Repeat every line exactly, keeping the pictures out of the copy.

## Begin

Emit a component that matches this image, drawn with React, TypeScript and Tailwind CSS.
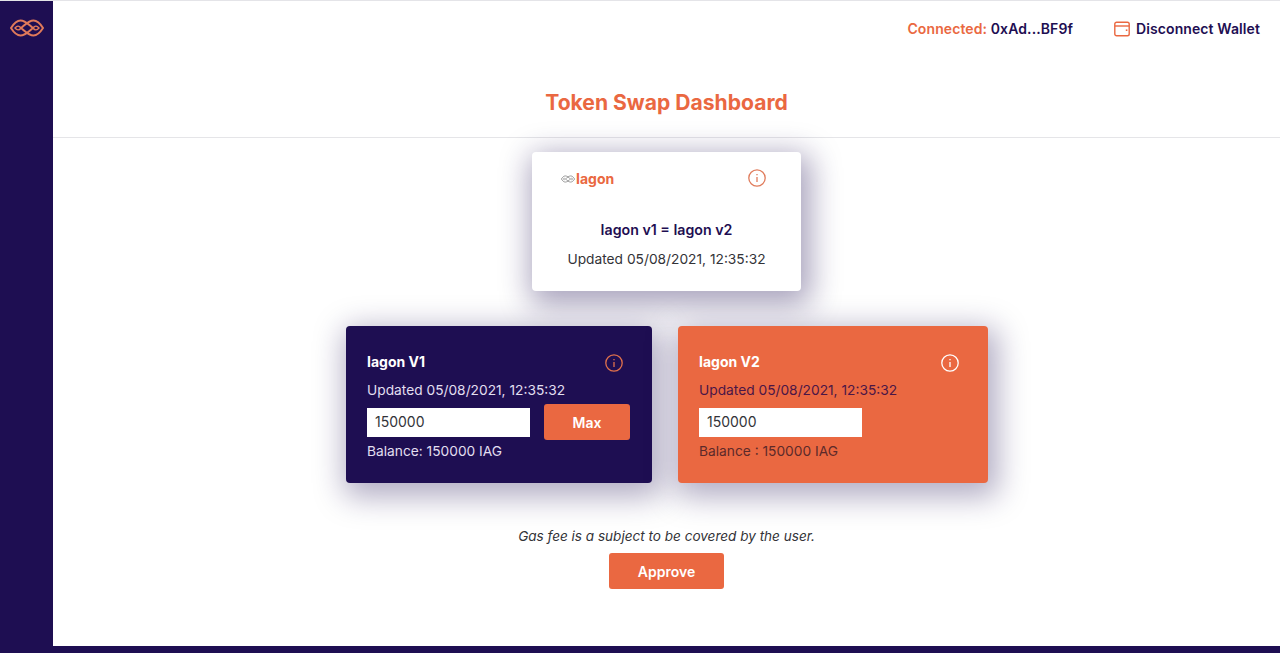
const font = { fontFamily: 'Inter, "Liberation Sans", sans-serif' };

function Knot({ className, stroke, width = 2 }: { className: string; stroke: string; width?: number }) {
  return (
    <svg viewBox="0 0 34 18" fill="none" stroke={stroke} strokeWidth={width} className={className}>
      <path d="M1 9C3.5 5 6.5 1.5 10.5 1.5C15.5 1.5 19 6 23 9C19 12 15.5 16.5 10.5 16.5C6.5 16.5 3.5 13 1 9Z" />
      <path d="M33 9C30.5 5 27.5 1.5 23.5 1.5C18.5 1.5 15 6 11 9C15 12 18.5 16.5 23.5 16.5C27.5 16.5 30.5 13 33 9Z" />
      <path d="M5 9C7 6.8 9 6.2 11 9C9 11.8 7 11.2 5 9Z" strokeWidth={width * 0.7} />
      <path d="M29 9C27 6.8 25 6.2 23 9C25 11.8 27 11.2 29 9Z" strokeWidth={width * 0.7} />
    </svg>
  );
}

function InfoIcon({ className, stroke }: { className: string; stroke: string }) {
  return (
    <svg viewBox="0 0 18 18" fill="none" stroke={stroke} strokeWidth="1.3" className={className}>
      <circle cx="9" cy="9" r="8.2" />
      <path d="M9 8V13" strokeWidth="1.3" />
      <path d="M9 5V6.2" strokeWidth="1.3" />
    </svg>
  );
}

function WalletIcon() {
  return (
    <svg viewBox="0 0 16 16" fill="none" stroke="#ea6841" strokeWidth="1.4" className="w-[16px] h-[16px]">
      <rect x="0.8" y="1.2" width="14.4" height="13.6" rx="1.8" />
      <path d="M0.8 5H15.2" />
      <path d="M12.6 8.4V10" strokeWidth="1.6" />
    </svg>
  );
}

export default function App() {
  return (
    <div style={font} className="flex flex-col h-[653px] w-[1280px] overflow-hidden bg-white">
      <div className="flex flex-1 min-h-0 border-t border-[#e4e4e8]">
        {/* Sidebar */}
        <aside className="w-[53px] shrink-0 bg-[#1e0e52] flex justify-center pt-[18px]">
          <Knot className="w-[34px] h-[18px]" stroke="#e07a5a" />
        </aside>

        <main className="flex-1 flex flex-col items-center min-w-0">
          {/* Header */}
          <header className="w-full h-[137px] shrink-0 border-b border-[#e5e5e8] flex flex-col">
            <div className="flex justify-end items-center gap-[41px] pr-[20px] pt-[18px] text-[14px] leading-[20px] tracking-[0.1px] font-semibold text-[#1e0e52]">
              <span>
                <span className="text-[#ea6841]">Connected:</span> 0xAd...BF9f
              </span>
              <span className="flex items-center gap-[6px]">
                <WalletIcon />
                Disconnect Wallet
              </span>
            </div>
            <h1 className="text-center text-[21.1px] leading-[28px] font-bold text-[#ea6841] mt-[50px]">
              Token Swap Dashboard
            </h1>
          </header>

          {/* Rate card */}
          <section className="w-[269px] h-[139px] mt-[14px] rounded-[4px] bg-white shadow-[4px_8px_30px_6px_rgba(30,14,82,0.38)] px-[29px] pt-[17px]">
            <div className="flex items-center justify-between pr-[6px]">
              <div className="flex items-center gap-[1px] text-[14px] leading-[20px] font-bold text-[#ea6841]">
                <Knot className="w-[14px] h-[8px]" stroke="#9a9a9a" width={2.4} />
                Iagon
              </div>
              <InfoIcon className="w-[18px] h-[18px] -mt-[2px]" stroke="#e07c5c" />
            </div>
            <p className="mt-[31px] text-center text-[14.2px] leading-[20px] font-semibold text-[#1e0e52]">
              Iagon v1 = Iagon v2
            </p>
            <p className="mt-[9px] text-center text-[13.75px] leading-[20px] text-[#333338] whitespace-nowrap">
              Updated 05/08/2021, 12:35:32
            </p>
          </section>

          {/* Token cards */}
          <div className="flex gap-[26px] mt-[35px] ml-[1px]">
            <section className="w-[306px] h-[157px] rounded-[4px] bg-[#1e0e52] shadow-[4px_8px_30px_6px_rgba(30,14,82,0.34)] pl-[21px] pr-[22px] pt-[26px]">
              <div className="flex justify-between items-center pr-[7px]">
                <h2 className="text-[14px] leading-[20px] font-bold text-white">Iagon V1</h2>
                <InfoIcon className="w-[18px] h-[18px] mt-[2px]" stroke="#e0714c" />
              </div>
              <p className="mt-[8px] text-[13.75px] leading-[20px] text-[#e2dff0]">Updated 05/08/2021, 12:35:32</p>
              <div className="flex items-center justify-between mt-[4px]">
                <div className="w-[163px] h-[29px] bg-white text-[14px] leading-[28px] pl-[8px] text-[#333338]">150000</div>
                <button className="w-[86px] h-[36px] rounded-[3px] bg-[#ea6841] text-white text-[14px] font-semibold">Max</button>
              </div>
              <p className="mt-[1px] text-[13.75px] leading-[20px] text-[#e2dff0]">Balance: 150000 IAG</p>
            </section>

            <section className="w-[310px] h-[157px] rounded-[4px] bg-[#ea6841] shadow-[4px_8px_30px_6px_rgba(30,14,82,0.34)] pl-[21px] pr-[29px] pt-[26px]">
              <div className="flex justify-between items-center">
                <h2 className="text-[14px] leading-[20px] font-bold text-white">Iagon V2</h2>
                <InfoIcon className="w-[18px] h-[18px] mt-[2px]" stroke="#ffffff" />
              </div>
              <p className="mt-[8px] text-[13.75px] leading-[20px] text-[#4a1647]">Updated 05/08/2021, 12:35:32</p>
              <div className="mt-[8px] w-[163px] h-[29px] bg-white text-[14px] leading-[28px] pl-[8px] text-[#333338]">150000</div>
              <p className="mt-[4px] text-[13.75px] leading-[20px] text-[#5c2a2a]">Balance : 150000 IAG</p>
            </section>
          </div>

          <p className="mt-[43px] text-[13.55px] leading-[20px] italic text-[#333338]">
            Gas fee is a subject to be covered by the user.
          </p>
          <button className="mt-[7px] w-[115px] h-[36px] rounded-[3px] bg-[#ea6841] text-white text-[14px] font-semibold">
            Approve
          </button>
        </main>
      </div>

      {/* Bottom bar */}
      <footer className="h-[7px] shrink-0 bg-[#1e0e52]" />
    </div>
  );
}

## End

- _Solution to this task_:
Emit a component that matches this image, drawn with React, TypeScript and Tailwind CSS.
const font = { fontFamily: 'Inter, "Liberation Sans", sans-serif' };

function Knot({ className, stroke, width = 2 }: { className: string; stroke: string; width?: number }) {
  return (
    <svg viewBox="0 0 34 18" fill="none" stroke={stroke} strokeWidth={width} className={className}>
      <path d="M1 9C3.5 5 6.5 1.5 10.5 1.5C15.5 1.5 19 6 23 9C19 12 15.5 16.5 10.5 16.5C6.5 16.5 3.5 13 1 9Z" />
      <path d="M33 9C30.5 5 27.5 1.5 23.5 1.5C18.5 1.5 15 6 11 9C15 12 18.5 16.5 23.5 16.5C27.5 16.5 30.5 13 33 9Z" />
      <path d="M5 9C7 6.8 9 6.2 11 9C9 11.8 7 11.2 5 9Z" strokeWidth={width * 0.7} />
      <path d="M29 9C27 6.8 25 6.2 23 9C25 11.8 27 11.2 29 9Z" strokeWidth={width * 0.7} />
    </svg>
  );
}

function InfoIcon({ className, stroke }: { className: string; stroke: string }) {
  return (
    <svg viewBox="0 0 18 18" fill="none" stroke={stroke} strokeWidth="1.3" className={className}>
      <circle cx="9" cy="9" r="8.2" />
      <path d="M9 8V13" strokeWidth="1.3" />
      <path d="M9 5V6.2" strokeWidth="1.3" />
    </svg>
  );
}

function WalletIcon() {
  return (
    <svg viewBox="0 0 16 16" fill="none" stroke="#ea6841" strokeWidth="1.4" className="w-[16px] h-[16px]">
      <rect x="0.8" y="1.2" width="14.4" height="13.6" rx="1.8" />
      <path d="M0.8 5H15.2" />
      <path d="M12.6 8.4V10" strokeWidth="1.6" />
    </svg>
  );
}

export default function App() {
  return (
    <div style={font} className="flex flex-col h-[653px] w-[1280px] overflow-hidden bg-white">
      <div className="flex flex-1 min-h-0 border-t border-[#e4e4e8]">
        {/* Sidebar */}
        <aside className="w-[53px] shrink-0 bg-[#1e0e52] flex justify-center pt-[18px]">
          <Knot className="w-[34px] h-[18px]" stroke="#e07a5a" />
        </aside>

        <main className="flex-1 flex flex-col items-center min-w-0">
          {/* Header */}
          <header className="w-full h-[137px] shrink-0 border-b border-[#e5e5e8] flex flex-col">
            <div className="flex justify-end items-center gap-[41px] pr-[20px] pt-[18px] text-[14px] leading-[20px] tracking-[0.1px] font-semibold text-[#1e0e52]">
              <span>
                <span className="text-[#ea6841]">Connected:</span> 0xAd...BF9f
              </span>
              <span className="flex items-center gap-[6px]">
                <WalletIcon />
                Disconnect Wallet
              </span>
            </div>
            <h1 className="text-center text-[21.1px] leading-[28px] font-bold text-[#ea6841] mt-[50px]">
              Token Swap Dashboard
            </h1>
          </header>

          {/* Rate card */}
          <section className="w-[269px] h-[139px] mt-[14px] rounded-[4px] bg-white shadow-[4px_8px_30px_6px_rgba(30,14,82,0.38)] px-[29px] pt-[17px]">
            <div className="flex items-center justify-between pr-[6px]">
              <div className="flex items-center gap-[1px] text-[14px] leading-[20px] font-bold text-[#ea6841]">
                <Knot className="w-[14px] h-[8px]" stroke="#9a9a9a" width={2.4} />
                Iagon
              </div>
              <InfoIcon className="w-[18px] h-[18px] -mt-[2px]" stroke="#e07c5c" />
            </div>
            <p className="mt-[31px] text-center text-[14.2px] leading-[20px] font-semibold text-[#1e0e52]">
              Iagon v1 = Iagon v2
            </p>
            <p className="mt-[9px] text-center text-[13.75px] leading-[20px] text-[#333338] whitespace-nowrap">
              Updated 05/08/2021, 12:35:32
            </p>
          </section>

          {/* Token cards */}
          <div className="flex gap-[26px] mt-[35px] ml-[1px]">
            <section className="w-[306px] h-[157px] rounded-[4px] bg-[#1e0e52] shadow-[4px_8px_30px_6px_rgba(30,14,82,0.34)] pl-[21px] pr-[22px] pt-[26px]">
              <div className="flex justify-between items-center pr-[7px]">
                <h2 className="text-[14px] leading-[20px] font-bold text-white">Iagon V1</h2>
                <InfoIcon className="w-[18px] h-[18px] mt-[2px]" stroke="#e0714c" />
              </div>
              <p className="mt-[8px] text-[13.75px] leading-[20px] text-[#e2dff0]">Updated 05/08/2021, 12:35:32</p>
              <div className="flex items-center justify-between mt-[4px]">
                <div className="w-[163px] h-[29px] bg-white text-[14px] leading-[28px] pl-[8px] text-[#333338]">150000</div>
                <button className="w-[86px] h-[36px] rounded-[3px] bg-[#ea6841] text-white text-[14px] font-semibold">Max</button>
              </div>
              <p className="mt-[1px] text-[13.75px] leading-[20px] text-[#e2dff0]">Balance: 150000 IAG</p>
            </section>

            <section className="w-[310px] h-[157px] rounded-[4px] bg-[#ea6841] shadow-[4px_8px_30px_6px_rgba(30,14,82,0.34)] pl-[21px] pr-[29px] pt-[26px]">
              <div className="flex justify-between items-center">
                <h2 className="text-[14px] leading-[20px] font-bold text-white">Iagon V2</h2>
                <InfoIcon className="w-[18px] h-[18px] mt-[2px]" stroke="#ffffff" />
              </div>
              <p className="mt-[8px] text-[13.75px] leading-[20px] text-[#4a1647]">Updated 05/08/2021, 12:35:32</p>
              <div className="mt-[8px] w-[163px] h-[29px] bg-white text-[14px] leading-[28px] pl-[8px] text-[#333338]">150000</div>
              <p className="mt-[4px] text-[13.75px] leading-[20px] text-[#5c2a2a]">Balance : 150000 IAG</p>
            </section>
          </div>

          <p className="mt-[43px] text-[13.55px] leading-[20px] italic text-[#333338]">
            Gas fee is a subject to be covered by the user.
          </p>
          <button className="mt-[7px] w-[115px] h-[36px] rounded-[3px] bg-[#ea6841] text-white text-[14px] font-semibold">
            Approve
          </button>
        </main>
      </div>

      {/* Bottom bar */}
      <footer className="h-[7px] shrink-0 bg-[#1e0e52]" />
    </div>
  );
}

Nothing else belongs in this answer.